I covered that in my story. The pirates are perfectly legal right up to the moment they start pirating. Then their flag government is shocked, shocked to discover these seemingly honest entrepreneurs were actually pirates. Some hapless political dissident gets arrested for the crime, and things continue. The story, of course, is about the inevitable response.

Cambias

Anonymous said...

Re pirating in outer space. Perfectly possible. Sure, them what be in charge see/hear it happening, but what they see/hear took place minutes, hours, even days ago. By the time they saddle up, bad boys have split with the girl and the gold. FTL ships may exist, but electro-magnetic radiation is still taking its sweet time getting from one place to another. At a certain distance and beyond, all information transmitted by e-m radiation is out of date.

Yes, the targeted ship could send a FTL courier begging for help, but if Uncle Albert is right and he seems to be, moving even a tiny mass at near light speed, let alone FTL, has an enormous energy bill attached. FTL ships could be an once a generation luxury.

The ultimate hand wavium in science fiction is communications.

Rick said...

I can see I'll need another front page post to deal with the issues raised here!

Anonymous said...

I had been arguing with my close friend on this issue for quite a while, base on your ideas prove that I am right, let me show him your webpage then I am sure it must make him buy me a drink, lol, thanks.

- Kris

Canageek said...

This makes me think of a little problem the US is having.
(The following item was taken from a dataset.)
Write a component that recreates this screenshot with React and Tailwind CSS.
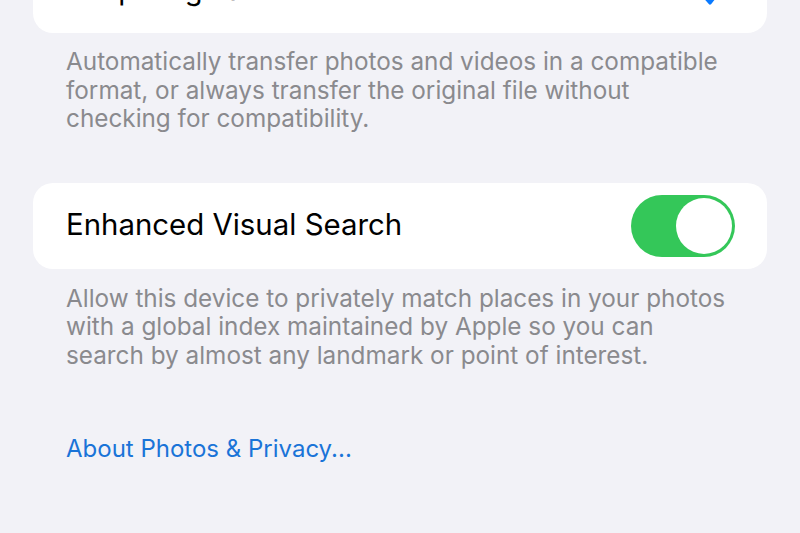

The US would like people to stop entering it from Mexico. So they build a very expensive, state of the art wall. Fences, cameras, etc. Yet somehome people keep learning which cameras are down for maintenance, aren't being looked at, etc.

If the US today can't keep people from walking across the desert and climbing a fence, what says that even if the tech exists, the future goverment will be able to stop pirates halfway across the solar system?